▶ **Task objective**:
Copy every line from the data below in which the string "components" can be found.

▶ **Information supplied**:
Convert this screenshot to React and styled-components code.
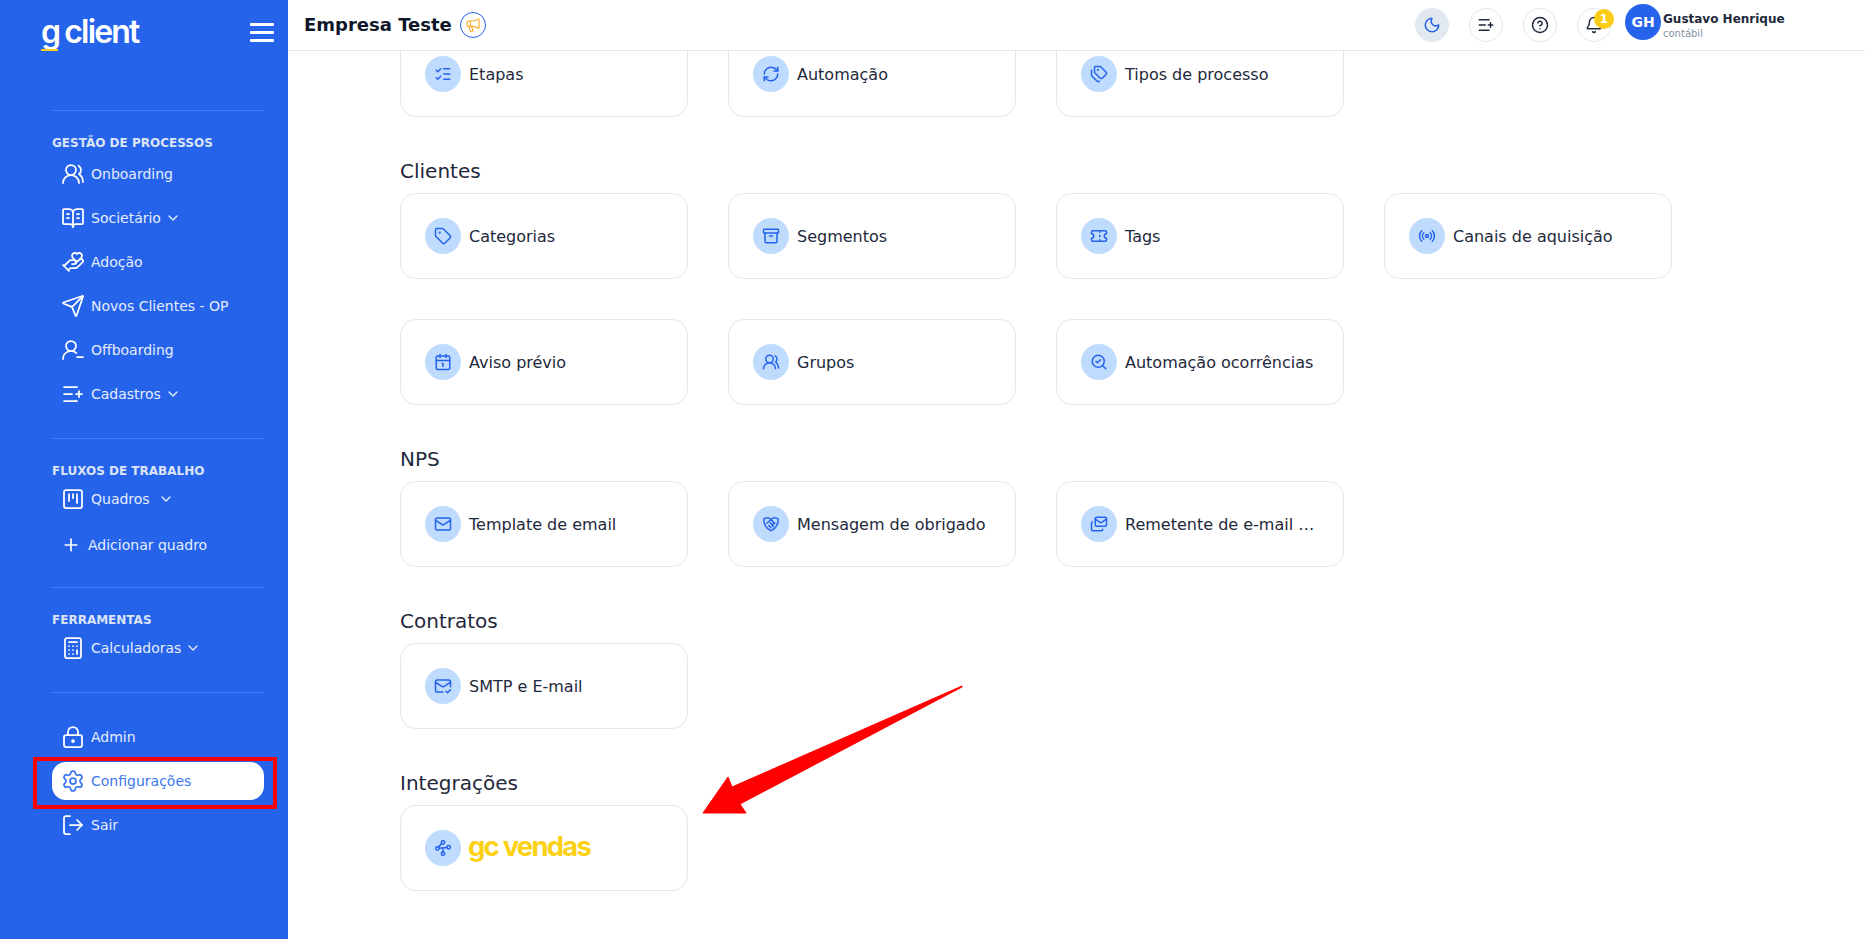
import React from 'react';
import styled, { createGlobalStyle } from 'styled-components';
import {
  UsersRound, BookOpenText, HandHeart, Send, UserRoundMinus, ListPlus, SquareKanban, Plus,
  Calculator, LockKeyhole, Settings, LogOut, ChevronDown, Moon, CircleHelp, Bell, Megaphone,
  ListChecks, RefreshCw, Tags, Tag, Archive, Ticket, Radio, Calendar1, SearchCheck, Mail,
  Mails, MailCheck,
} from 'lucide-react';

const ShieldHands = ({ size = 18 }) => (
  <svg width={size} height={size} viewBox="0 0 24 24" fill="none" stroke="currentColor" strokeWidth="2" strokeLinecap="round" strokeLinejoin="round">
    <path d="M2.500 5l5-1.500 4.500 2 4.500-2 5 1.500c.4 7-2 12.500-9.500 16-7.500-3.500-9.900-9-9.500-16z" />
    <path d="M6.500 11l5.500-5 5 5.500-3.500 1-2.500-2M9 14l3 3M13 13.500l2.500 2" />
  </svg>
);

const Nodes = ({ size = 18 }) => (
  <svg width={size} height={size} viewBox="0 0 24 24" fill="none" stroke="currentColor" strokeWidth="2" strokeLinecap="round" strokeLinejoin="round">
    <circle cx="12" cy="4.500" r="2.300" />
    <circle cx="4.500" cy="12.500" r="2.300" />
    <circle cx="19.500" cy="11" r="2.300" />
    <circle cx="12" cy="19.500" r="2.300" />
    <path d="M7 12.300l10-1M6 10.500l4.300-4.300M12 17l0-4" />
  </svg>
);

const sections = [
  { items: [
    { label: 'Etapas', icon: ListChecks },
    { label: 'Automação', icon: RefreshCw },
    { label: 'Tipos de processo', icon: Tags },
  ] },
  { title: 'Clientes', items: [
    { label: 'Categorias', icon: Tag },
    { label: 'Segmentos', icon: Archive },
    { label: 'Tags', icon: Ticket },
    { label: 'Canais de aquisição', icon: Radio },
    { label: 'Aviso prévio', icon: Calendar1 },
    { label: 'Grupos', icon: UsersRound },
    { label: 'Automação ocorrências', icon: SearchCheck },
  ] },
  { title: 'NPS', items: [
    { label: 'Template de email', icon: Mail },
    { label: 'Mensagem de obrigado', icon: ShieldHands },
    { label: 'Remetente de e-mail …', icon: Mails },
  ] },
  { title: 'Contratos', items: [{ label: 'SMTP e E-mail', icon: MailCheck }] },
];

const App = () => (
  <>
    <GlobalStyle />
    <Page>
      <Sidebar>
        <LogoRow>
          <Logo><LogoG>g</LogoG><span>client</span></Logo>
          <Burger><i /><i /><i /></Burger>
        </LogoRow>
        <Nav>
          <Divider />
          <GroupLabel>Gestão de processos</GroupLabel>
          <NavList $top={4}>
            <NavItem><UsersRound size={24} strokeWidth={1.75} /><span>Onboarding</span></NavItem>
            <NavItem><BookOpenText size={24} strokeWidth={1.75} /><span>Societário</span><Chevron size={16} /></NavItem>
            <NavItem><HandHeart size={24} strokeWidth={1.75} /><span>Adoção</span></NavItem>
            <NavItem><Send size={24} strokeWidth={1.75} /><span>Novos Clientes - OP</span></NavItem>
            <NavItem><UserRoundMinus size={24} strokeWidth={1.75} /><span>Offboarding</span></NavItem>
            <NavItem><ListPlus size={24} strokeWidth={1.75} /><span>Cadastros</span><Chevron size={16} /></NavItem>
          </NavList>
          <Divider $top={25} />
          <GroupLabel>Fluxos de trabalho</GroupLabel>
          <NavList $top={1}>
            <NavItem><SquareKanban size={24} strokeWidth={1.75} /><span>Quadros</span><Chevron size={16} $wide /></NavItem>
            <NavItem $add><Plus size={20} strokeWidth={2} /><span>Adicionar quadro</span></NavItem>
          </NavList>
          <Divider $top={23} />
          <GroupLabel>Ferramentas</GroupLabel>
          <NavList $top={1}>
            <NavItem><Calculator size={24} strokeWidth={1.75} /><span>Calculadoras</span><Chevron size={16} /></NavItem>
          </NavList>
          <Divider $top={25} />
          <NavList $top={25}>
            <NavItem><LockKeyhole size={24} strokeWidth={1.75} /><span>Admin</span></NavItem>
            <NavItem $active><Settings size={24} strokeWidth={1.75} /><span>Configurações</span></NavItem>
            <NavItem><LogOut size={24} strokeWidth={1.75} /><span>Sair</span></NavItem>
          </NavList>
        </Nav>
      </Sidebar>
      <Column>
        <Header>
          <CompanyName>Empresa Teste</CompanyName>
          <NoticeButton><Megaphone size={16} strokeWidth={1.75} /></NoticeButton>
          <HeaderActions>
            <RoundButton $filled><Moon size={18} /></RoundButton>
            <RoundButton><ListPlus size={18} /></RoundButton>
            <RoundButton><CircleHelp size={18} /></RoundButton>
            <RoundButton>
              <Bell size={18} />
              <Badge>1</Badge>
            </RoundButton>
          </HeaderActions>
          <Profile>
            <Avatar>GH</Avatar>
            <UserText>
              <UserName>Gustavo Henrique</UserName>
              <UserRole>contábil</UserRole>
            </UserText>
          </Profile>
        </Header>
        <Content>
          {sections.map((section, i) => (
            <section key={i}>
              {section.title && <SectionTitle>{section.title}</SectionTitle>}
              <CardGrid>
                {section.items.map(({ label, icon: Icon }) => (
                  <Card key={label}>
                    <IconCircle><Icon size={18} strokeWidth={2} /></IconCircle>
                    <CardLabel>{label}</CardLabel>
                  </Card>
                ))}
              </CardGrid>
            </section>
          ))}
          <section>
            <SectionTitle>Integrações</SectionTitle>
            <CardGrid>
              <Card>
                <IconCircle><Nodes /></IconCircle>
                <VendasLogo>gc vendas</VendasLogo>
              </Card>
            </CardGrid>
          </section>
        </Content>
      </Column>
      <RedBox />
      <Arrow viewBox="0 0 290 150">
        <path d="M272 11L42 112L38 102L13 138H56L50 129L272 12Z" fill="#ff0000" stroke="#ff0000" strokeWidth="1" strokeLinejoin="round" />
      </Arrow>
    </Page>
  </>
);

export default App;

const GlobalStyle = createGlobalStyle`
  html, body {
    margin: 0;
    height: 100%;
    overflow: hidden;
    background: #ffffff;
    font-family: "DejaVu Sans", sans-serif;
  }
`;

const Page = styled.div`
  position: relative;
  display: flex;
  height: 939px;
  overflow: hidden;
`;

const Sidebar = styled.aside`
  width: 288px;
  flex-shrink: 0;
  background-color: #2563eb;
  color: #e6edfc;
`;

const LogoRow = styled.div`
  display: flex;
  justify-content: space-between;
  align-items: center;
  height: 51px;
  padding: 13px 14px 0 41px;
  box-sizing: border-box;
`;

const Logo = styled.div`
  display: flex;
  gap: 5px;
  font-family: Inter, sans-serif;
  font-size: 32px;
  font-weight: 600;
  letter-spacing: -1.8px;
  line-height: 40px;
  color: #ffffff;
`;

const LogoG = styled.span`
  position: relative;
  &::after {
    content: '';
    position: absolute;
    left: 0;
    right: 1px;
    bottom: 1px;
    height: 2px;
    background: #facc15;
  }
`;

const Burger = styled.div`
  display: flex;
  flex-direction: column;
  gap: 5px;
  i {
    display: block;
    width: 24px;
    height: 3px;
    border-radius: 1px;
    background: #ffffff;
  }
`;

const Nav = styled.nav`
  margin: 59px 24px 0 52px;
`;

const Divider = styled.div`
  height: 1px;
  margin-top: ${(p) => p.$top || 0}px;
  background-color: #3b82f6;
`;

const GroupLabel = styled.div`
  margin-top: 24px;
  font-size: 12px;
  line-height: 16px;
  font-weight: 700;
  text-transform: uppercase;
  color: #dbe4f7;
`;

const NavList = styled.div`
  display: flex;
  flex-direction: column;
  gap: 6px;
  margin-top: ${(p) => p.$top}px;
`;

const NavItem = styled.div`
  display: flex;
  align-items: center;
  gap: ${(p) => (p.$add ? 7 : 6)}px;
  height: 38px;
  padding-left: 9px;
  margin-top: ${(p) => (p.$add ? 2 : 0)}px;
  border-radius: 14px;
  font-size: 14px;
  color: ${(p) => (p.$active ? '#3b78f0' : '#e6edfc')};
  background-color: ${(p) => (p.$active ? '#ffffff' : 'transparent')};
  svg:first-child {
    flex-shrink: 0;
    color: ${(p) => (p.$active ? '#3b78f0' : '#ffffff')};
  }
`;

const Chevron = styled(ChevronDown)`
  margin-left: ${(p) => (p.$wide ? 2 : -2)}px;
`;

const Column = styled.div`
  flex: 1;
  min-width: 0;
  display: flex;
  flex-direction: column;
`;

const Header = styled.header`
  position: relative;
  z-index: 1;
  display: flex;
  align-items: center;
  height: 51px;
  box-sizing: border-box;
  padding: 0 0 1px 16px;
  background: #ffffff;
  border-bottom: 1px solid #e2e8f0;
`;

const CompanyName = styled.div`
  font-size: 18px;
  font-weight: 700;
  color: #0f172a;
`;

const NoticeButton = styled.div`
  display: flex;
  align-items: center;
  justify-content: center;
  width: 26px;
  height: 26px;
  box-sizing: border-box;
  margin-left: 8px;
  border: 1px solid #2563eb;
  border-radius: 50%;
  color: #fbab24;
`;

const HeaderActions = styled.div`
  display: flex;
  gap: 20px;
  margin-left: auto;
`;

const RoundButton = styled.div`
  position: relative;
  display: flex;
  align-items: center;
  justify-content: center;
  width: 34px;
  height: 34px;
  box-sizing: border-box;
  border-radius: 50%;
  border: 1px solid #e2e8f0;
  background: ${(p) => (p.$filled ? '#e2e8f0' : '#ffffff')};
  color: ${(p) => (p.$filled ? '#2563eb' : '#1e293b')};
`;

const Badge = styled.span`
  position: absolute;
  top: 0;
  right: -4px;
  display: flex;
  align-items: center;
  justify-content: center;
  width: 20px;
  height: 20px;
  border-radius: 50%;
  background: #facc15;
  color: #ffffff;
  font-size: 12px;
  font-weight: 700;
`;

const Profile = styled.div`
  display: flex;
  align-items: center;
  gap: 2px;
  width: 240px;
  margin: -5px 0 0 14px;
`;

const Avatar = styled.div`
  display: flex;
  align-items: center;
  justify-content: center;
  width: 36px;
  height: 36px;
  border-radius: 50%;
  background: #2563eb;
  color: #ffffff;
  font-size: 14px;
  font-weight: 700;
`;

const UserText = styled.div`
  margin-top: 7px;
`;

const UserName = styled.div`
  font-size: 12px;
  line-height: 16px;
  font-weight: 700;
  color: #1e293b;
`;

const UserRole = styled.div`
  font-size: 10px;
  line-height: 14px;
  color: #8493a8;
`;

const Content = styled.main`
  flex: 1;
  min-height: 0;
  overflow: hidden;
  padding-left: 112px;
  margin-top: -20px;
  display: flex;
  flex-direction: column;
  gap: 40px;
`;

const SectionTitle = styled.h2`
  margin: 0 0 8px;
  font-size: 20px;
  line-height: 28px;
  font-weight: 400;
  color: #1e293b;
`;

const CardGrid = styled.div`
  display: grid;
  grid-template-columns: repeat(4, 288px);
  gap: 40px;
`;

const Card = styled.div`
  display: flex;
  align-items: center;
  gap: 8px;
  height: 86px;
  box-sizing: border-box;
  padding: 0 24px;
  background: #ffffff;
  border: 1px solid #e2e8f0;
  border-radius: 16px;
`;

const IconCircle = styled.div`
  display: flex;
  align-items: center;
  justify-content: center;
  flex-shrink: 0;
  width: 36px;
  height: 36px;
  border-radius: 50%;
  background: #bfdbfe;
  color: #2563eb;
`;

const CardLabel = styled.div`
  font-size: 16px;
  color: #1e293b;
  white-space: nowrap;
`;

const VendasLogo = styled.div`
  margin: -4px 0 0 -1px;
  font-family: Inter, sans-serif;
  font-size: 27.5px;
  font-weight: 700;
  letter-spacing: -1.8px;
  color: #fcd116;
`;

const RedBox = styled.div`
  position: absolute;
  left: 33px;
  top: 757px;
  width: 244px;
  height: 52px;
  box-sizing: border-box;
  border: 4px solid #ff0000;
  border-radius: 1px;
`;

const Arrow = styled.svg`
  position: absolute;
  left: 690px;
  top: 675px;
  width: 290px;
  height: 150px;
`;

▶ **Solution to the problem**:
Convert this screenshot to React and styled-components code.
import styled, { createGlobalStyle } from 'styled-components';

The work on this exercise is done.